2. Taxonomies suck for this kind of thing. Ontologies (what I see as Taxonomies with links) may be required in extreme cases, but just make sure that the full path is always "visible", not just a pointer to node a in the ontology graph. The project I did work on for some time was usurped by another that grabbed my attention (I was re-assigned). Too bad, I didn't get to follow this through. I don't think this is needed for my current project, but time will tell. (I hope not, as it's "elegant" but not at all "simple")

3. State tracking automata may be possible as well. Each request to execute rules stores the path through the rule set directly within the request. Easy debugging and visibility. I've not implemented this type of "rule" system before, but I'd like to give it a shot some day. Of course, writing rule paths is time consuming (even if in-memory) and may be overkill.

4. One (simple) example of a rules engine is a command-line tool's argument parser. Does anyone store this data in a jump-table? I don't think so, (maybe GIT or AWS-CLI, but I don't know as I've not looked yet). Most solutions have a parse pre-step and then a current-state result, usually followed by a "switchboard" type rule applier.

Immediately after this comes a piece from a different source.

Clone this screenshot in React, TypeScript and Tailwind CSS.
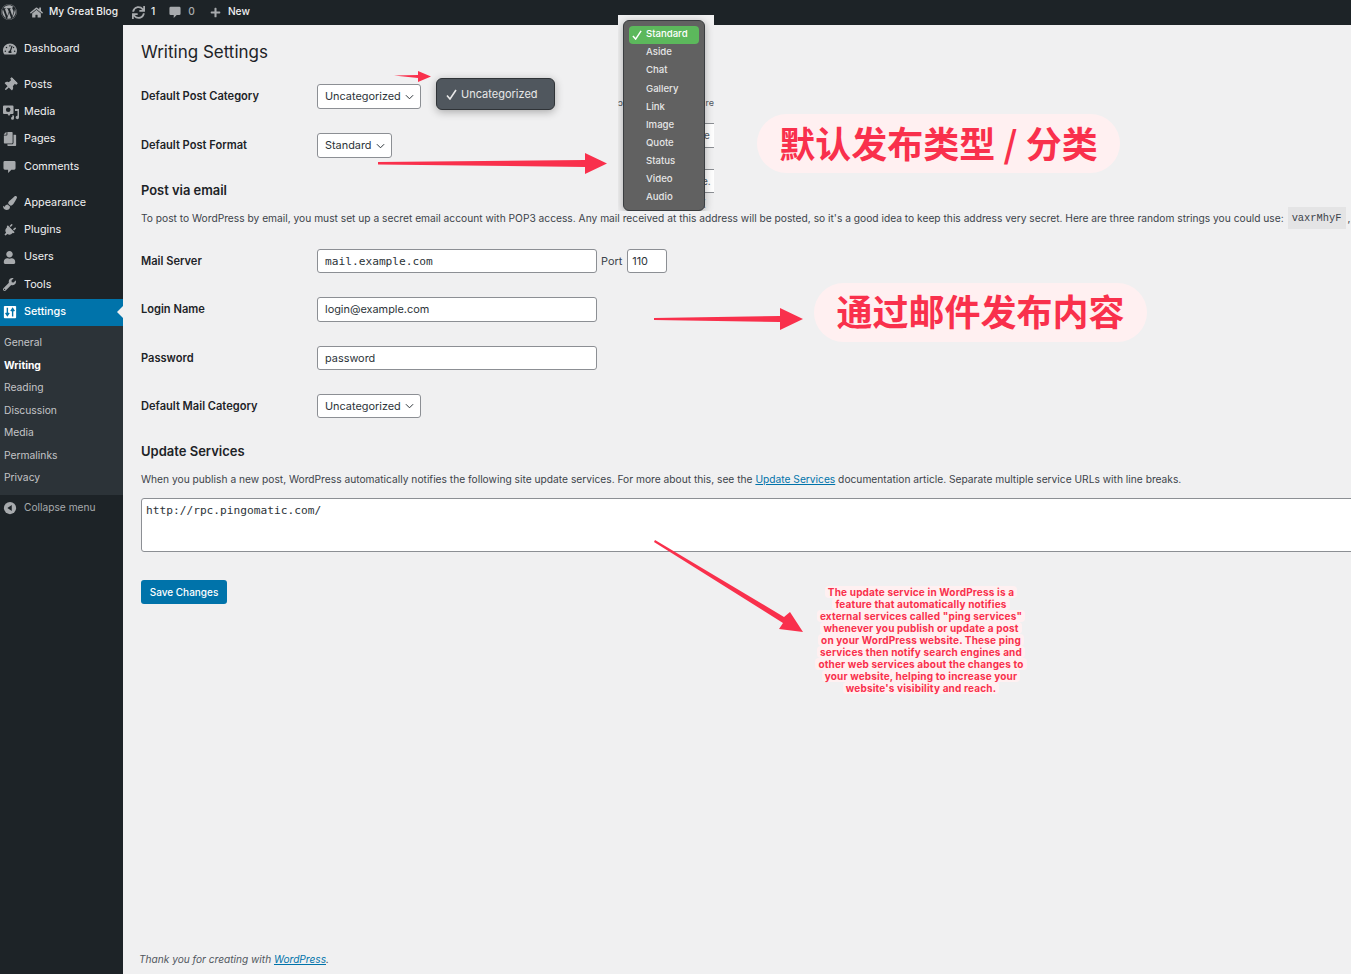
import React from 'react';
import {
  FaWordpress, FaHome, FaSync, FaPlus, FaTachometerAlt, FaThumbtack, FaCopy,
  FaPaintBrush, FaPlug, FaUser, FaWrench,
} from 'react-icons/fa';

const MediaIcon = () => (
  <svg viewBox="0 0 16 16" className="w-[16px] h-[16px]" fill="currentColor">
    <path d="M1 1.500h8.500a1 1 0 0 1 1 1V9a1 1 0 0 1-1 1H7.500L6 12 4.500 10H1a1 1 0 0 1-1-1V2.500a1 1 0 0 1 1-1zm4.200 2a2.300 2.300 0 1 0 0 4.600 2.300 2.300 0 0 0 0-4.600z" />
    <path d="M12 5h4v8.500a1.700 1.700 0 1 1-1.500-1.700V7h-2.500zM9 11.500h2v2.700a1.500 1.500 0 1 1-1.500-1.500H10v-.2H9z" />
  </svg>
);

const SettingsIcon = () => (
  <svg viewBox="0 0 16 16" className="w-[14px] h-[14px]">
    <rect x="1" y="1" width="14" height="14" rx="1" fill="#fff" />
    <path d="M5 3v8M3 9l2 3 2-3M11 13V5M9 7l2-3 2 3" fill="none" stroke="#0073aa" strokeWidth="1.600" />
  </svg>
);

const CollapseIcon = () => (
  <svg viewBox="0 0 16 16" className="w-[14px] h-[14px]">
    <circle cx="8" cy="8" r="7" fill="#a7aaad" />
    <path d="M10 4.500v7L5 8z" fill="#1d2327" />
  </svg>
);

const BubbleIcon = ({ className }: { className: string }) => (
  <svg viewBox="0 0 14 14" className={className} fill="currentColor">
    <path d="M2 1h10a1.500 1.500 0 0 1 1.500 1.500v6.500A1.500 1.500 0 0 1 12 10.500H9L5.500 14v-3.500H2A1.500 1.500 0 0 1 .5 9V2.500A1.500 1.500 0 0 1 2 1z" />
  </svg>
);

const Chevron = () => (
  <svg viewBox="0 0 10 6" className="w-[9px] h-[6px]" fill="none" stroke="#2c3338" strokeWidth="1.100">
    <path d="M1 1l4 4 4-4" />
  </svg>
);

const Tick = ({ className }: { className: string }) => (
  <svg viewBox="0 0 11 11" className={className} fill="none" stroke="currentColor" strokeWidth="1.600">
    <path d="M1 6.500l3 3.500L10 1" />
  </svg>
);

function Select({ label, className }: { label: string; className: string }) {
  return (
    <div className={`flex items-center justify-between pl-[7px] pr-[6px] bg-white border border-[#8c8f94] rounded-[3px] text-[10.900px] text-[#2c3338] ${className}`}>
      <span>{label}</span>
      <Chevron />
    </div>
  );
}

function Row({ label, children, className }: { label: string; children: React.ReactNode; className: string }) {
  return (
    <div className={`flex items-center ${className}`}>
      <div className="w-[176px] text-[11.100px] font-semibold text-[#1d2327]">{label}</div>
      {children}
    </div>
  );
}

const groups = [
  {
    gap: 'mb-[8.600px]',
    items: [{ name: 'Dashboard', icon: <FaTachometerAlt className="w-[14px] h-[14px]" /> }],
  },
  {
    gap: 'mb-[8.400px]',
    items: [
      { name: 'Posts', icon: <FaThumbtack className="w-[14px] h-[14px] rotate-45" /> },
      { name: 'Media', icon: <MediaIcon /> },
      { name: 'Pages', icon: <FaCopy className="w-[14px] h-[14px] scale-x-[-1]" /> },
      { name: 'Comments', icon: <BubbleIcon className="w-[13px] h-[13px]" /> },
    ],
  },
  {
    gap: 'mb-[9px]',
    items: [
      { name: 'Appearance', icon: <FaPaintBrush className="w-[14px] h-[14px]" /> },
      { name: 'Plugins', icon: <FaPlug className="w-[13px] h-[13px] rotate-45" /> },
      { name: 'Users', icon: <FaUser className="w-[13px] h-[13px]" /> },
      { name: 'Tools', icon: <FaWrench className="w-[13px] h-[13px]" /> },
    ],
  },
];

const subItems = ['General', 'Writing', 'Reading', 'Discussion', 'Media', 'Permalinks', 'Privacy'];
const formats = ['Aside', 'Chat', 'Gallery', 'Link', 'Image', 'Quote', 'Status', 'Video', 'Audio'];
const noteLines = [
  'The update service in WordPress is a',
  'feature that automatically notifies',
  'external services called "ping services"',
  'whenever you publish or update a post',
  'on your WordPress website. These ping',
  'services then notify search engines and',
  'other web services about the changes to',
  'your website, helping to increase your',
  "website's visibility and reach.",
];

export default function App() {
  return (
    <div className="relative w-[1351px] h-[974px] overflow-hidden flex flex-col bg-[#f0f0f1] font-['Inter',sans-serif] text-[10.230px] text-[#3c434a]">
      {/* Admin bar */}
      <div className="h-[25px] pb-[1px] shrink-0 bg-[#1d2327] flex items-center text-[10.200px] font-medium text-[#f0f0f1]">
        <FaWordpress className="w-[16px] h-[16px] ml-[1px] text-[#a7aaad]" />
        <FaHome className="w-[13px] h-[13px] ml-[13px] text-[#a7aaad]" />
        <span className="ml-[6px]">My Great Blog</span>
        <FaSync className="w-[13px] h-[13px] ml-[14px] text-[#a7aaad]" />
        <span className="ml-[6px]">1</span>
        <BubbleIcon className="w-[12px] h-[12px] ml-[14px] text-[#a7aaad]" />
        <span className="ml-[7px] text-[#a7aaad]">0</span>
        <FaPlus className="w-[11px] h-[11px] ml-[15px] text-[#a7aaad]" />
        <span className="ml-[7px]">New</span>
      </div>

      <div className="flex flex-1 min-h-0">
        {/* Sidebar */}
        <div className="w-[123px] shrink-0 bg-[#1d2327] pt-[10px] text-[10.800px] text-[#f0f0f1]">
          {groups.map((group, i) => (
            <div key={i} className={group.gap}>
              {group.items.map((item) => (
                <div key={item.name} className="h-[27.400px] flex items-center">
                  <span className="w-[24px] pl-[3px] flex justify-start text-[#a7aaad]">{item.icon}</span>
                  <span>{item.name}</span>
                </div>
              ))}
            </div>
          ))}
          <div className="relative h-[27px] -mt-[9px] flex items-center bg-[#0073aa] text-white font-medium">
            <span className="w-[24px] pl-[3px] flex">
              <SettingsIcon />
            </span>
            <span>Settings</span>
            <span className="absolute right-0 top-[7px] border-y-[6px] border-y-transparent border-r-[6px] border-r-[#f0f0f1]" />
          </div>
          <div className="bg-[#2c3338] py-[6px] text-[10.300px] text-[#c3c4c7]">
            {subItems.map((s) => (
              <div key={s} className={`h-[22.500px] flex items-center pl-[4px] ${s === 'Writing' ? 'font-bold text-white' : ''}`}>
                {s}
              </div>
            ))}
          </div>
          <div className="h-[26px] flex items-center text-[10.200px] text-[#a7aaad]">
            <span className="w-[24px] pl-[3px] flex">
              <CollapseIcon />
            </span>
            <span>Collapse menu</span>
          </div>
        </div>

        {/* Main */}
        <div className="flex-1 min-w-0 overflow-hidden pl-[18px] flex flex-col">
          <h1 className="mt-[14px] h-[26px] leading-[26px] text-[17px] text-[#1d2327]">Writing Settings</h1>
          <Row label="Default Post Category" className="mt-[19px]">
            <Select label="Uncategorized" className="w-[104px] h-[25px]" />
          </Row>
          <Row label="Default Post Format" className="mt-[24px]">
            <Select label="Standard" className="w-[75px] h-[25px]" />
          </Row>

          <h2 className="mt-[24px] h-[17px] leading-[17px] text-[12.900px] font-semibold text-[#1d2327]">Post via email</h2>
          <p className="mt-[9px] h-[20px] leading-[20px] whitespace-nowrap flex items-center">
            To post to WordPress by email, you must set up a secret email account with POP3 access. Any mail received at this address will be posted, so it's a good idea to keep this address very secret. Here are three random strings you could use:
            <code className="ml-[4px] px-[4px] py-[1px] bg-[#e4e4e5] font-['Liberation_Mono',monospace] text-[10.400px] text-[#3c434a]">vaxrMhyF</code>
            <span className="ml-[2px]">,</span>
          </p>

          <Row label="Mail Server" className="mt-[21px]">
            <input readOnly value="mail.example.com" className="w-[280px] h-[24px] px-[7px] bg-white border border-[#8c8f94] rounded-[3px] font-['DejaVu_Sans_Mono',monospace] text-[11.200px] text-[#2c3338] outline-none" />
            <span className="ml-[4px] text-[10.900px]">Port</span>
            <input readOnly value="110" className="ml-[5px] w-[40px] h-[24px] px-[4px] bg-white border border-[#8c8f94] rounded-[3px] text-[10.900px] text-[#2c3338] outline-none" />
          </Row>
          <Row label="Login Name" className="mt-[24px]">
            <input readOnly value="login@example.com" className="w-[280px] h-[25px] px-[7px] pb-[2px] bg-white border border-[#8c8f94] rounded-[3px] text-[10.900px] text-[#2c3338] outline-none" />
          </Row>
          <Row label="Password" className="mt-[24px]">
            <input readOnly value="password" className="w-[280px] h-[24px] px-[7px] bg-white border border-[#8c8f94] rounded-[3px] text-[10.900px] text-[#2c3338] outline-none" />
          </Row>
          <Row label="Default Mail Category" className="mt-[24px]">
            <Select label="Uncategorized" className="w-[104px] h-[24px]" />
          </Row>

          <h2 className="mt-[25px] h-[17px] leading-[17px] text-[13px] font-semibold text-[#1d2327]">Update Services</h2>
          <p className="mt-[9px] h-[20px] leading-[20px] whitespace-nowrap">
            When you publish a new post, WordPress automatically notifies the following site update services. For more about this, see the{' '}
            <a className="text-[#0073aa] underline">Update Services</a> documentation article. Separate multiple service URLs with line breaks.
          </p>
          <textarea
            readOnly
            value="http://rpc.pingomatic.com/"
            className="mt-[9px] w-[1300px] h-[54px] shrink-0 px-[4px] py-[4px] bg-white border border-[#8c8f94] rounded-[3px] font-['DejaVu_Sans_Mono',monospace] text-[11.200px] leading-[15px] text-[#2c3338] outline-none resize-none"
          />
          <button className="mt-[28px] w-[86px] h-[24px] bg-[#0073aa] rounded-[3px] text-white text-[10px] font-medium">Save Changes</button>

          <p className="mt-auto mb-[7px] -ml-[2px] italic text-[10.150px] text-[#50575e]">
            Thank you for creating with <a className="text-[#0073aa] underline">WordPress</a>.
          </p>
        </div>
      </div>

      {/* Pasted dropdown: category */}
      <div className="absolute left-[421px] top-[70px] w-[150px] h-[41px] bg-[#f0f0f1]">
        <div className="absolute left-[15px] top-[8px] w-[119px] h-[32px] flex items-center rounded-[6px] border border-[#2f3337] bg-[#50575e] shadow-[0_2px_8px_rgba(0,0,0,0.3)] text-[11px] text-[#e8e8e8]">
          <Tick className="ml-[9px] w-[11px] h-[11px]" />
          <span className="ml-[4px]">Uncategorized</span>
        </div>
      </div>

      {/* Pasted dropdown: format */}
      <div className="absolute left-[618px] top-[15px] w-[96px] h-[196px] bg-[#f0f0f1] overflow-hidden text-[#50575e]">
        <span className="absolute left-0 top-[81px] text-[9px]">ɔu</span>
        <span className="absolute right-0 top-[81px] text-[9px]">re</span>
        <div className="absolute right-0 top-[108px] w-[10px] h-[25px] bg-white border-y border-[#8c8f94] text-[10px] leading-[22px]">e</div>
        <div className="absolute right-0 top-[154px] w-[12px] h-[24px] bg-white border-y border-[#8c8f94] text-[10px] leading-[22px]">e.(</div>
        <div className="absolute left-[5px] top-[5px] w-[82px] h-[191px] rounded-[6px] border border-[#3a3d40] bg-[#616161] shadow-[0_2px_8px_rgba(0,0,0,0.3)] px-[5px] pt-[4.500px] text-[9.600px] font-medium text-[#e6e6e6]">
          <div className="h-[18px] flex items-center rounded-[4px] bg-[#5cb85c] text-white">
            <Tick className="ml-[3px] w-[10px] h-[10px]" />
            <span className="ml-[4px]">Standard</span>
          </div>
          {formats.map((f) => (
            <div key={f} className="h-[18.100px] flex items-center pl-[17px]">
              {f}
            </div>
          ))}
        </div>
      </div>

      {/* Annotation arrows */}
      <svg className="absolute inset-0 w-full h-full pointer-events-none" viewBox="0 0 1351 974" fill="#f9304c">
        <polygon points="394,75.500 418,75 418,71 431,76.500 418,82 418,78" />
        <polygon points="378,162 585,160 585,153 607,163.500 585,174 585,167 378,164.500" />
        <polygon points="654,318 780,316 780,308 803,319 780,330 780,322 654,320" />
        <polygon points="655,540 784,617 790,612 803,632 779,629 783,623 654,542" />
      </svg>

      {/* Annotation labels */}
      <div className="absolute left-[757px] top-[114px] w-[363px] h-[59px] pb-[3px] flex items-center justify-center rounded-full bg-[#fff0f1] font-['Noto_Sans_CJK_SC',sans-serif] font-bold text-[36px] text-[#f9304c]">
        默认发布类型 / 分类
      </div>
      <div className="absolute left-[814px] top-[283px] w-[333px] h-[59px] pb-[5px] flex items-center justify-center rounded-full bg-[#fff0f1] font-['Noto_Sans_CJK_SC',sans-serif] font-bold text-[36px] text-[#f9304c]">
        通过邮件发布内容
      </div>
      <div className="absolute left-[771px] top-[586px] w-[300px] text-center text-[10px] leading-[12px] font-bold tracking-[0.17px] text-[#f9304c]">
        {noteLines.map((line) => (
          <div key={line}>
            <span className="inline-block px-[3px] h-[12px] bg-[#fff0f1] rounded-[4px]">{line}</span>
          </div>
        ))}
      </div>
    </div>
  );
}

But, that state is usually always available; I think that simplicity.

In short, for a given set of "attributes" which drive a "policy", I'd prefer to see the code rolled-out and explicit rather than deferring to some dance between a set of "rule tables" and a set of classes that get invoked in "special" ways.

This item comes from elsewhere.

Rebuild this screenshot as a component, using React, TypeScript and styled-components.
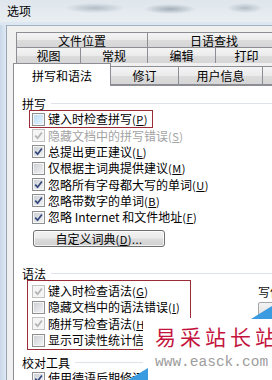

Of course, I know nothing of your domain; so please take this all with a grain of salt. I've not worked with more than several dozens of "rule sets" before; you may be facing 1000's (and it sounds like speed is critical for you as well). Your rules may be transient, time sensitive and possibly even self-modifying (ugh!). If so, I'd make certain that the path through the rule-sets (if truly required) are well documented and verbose in their logging.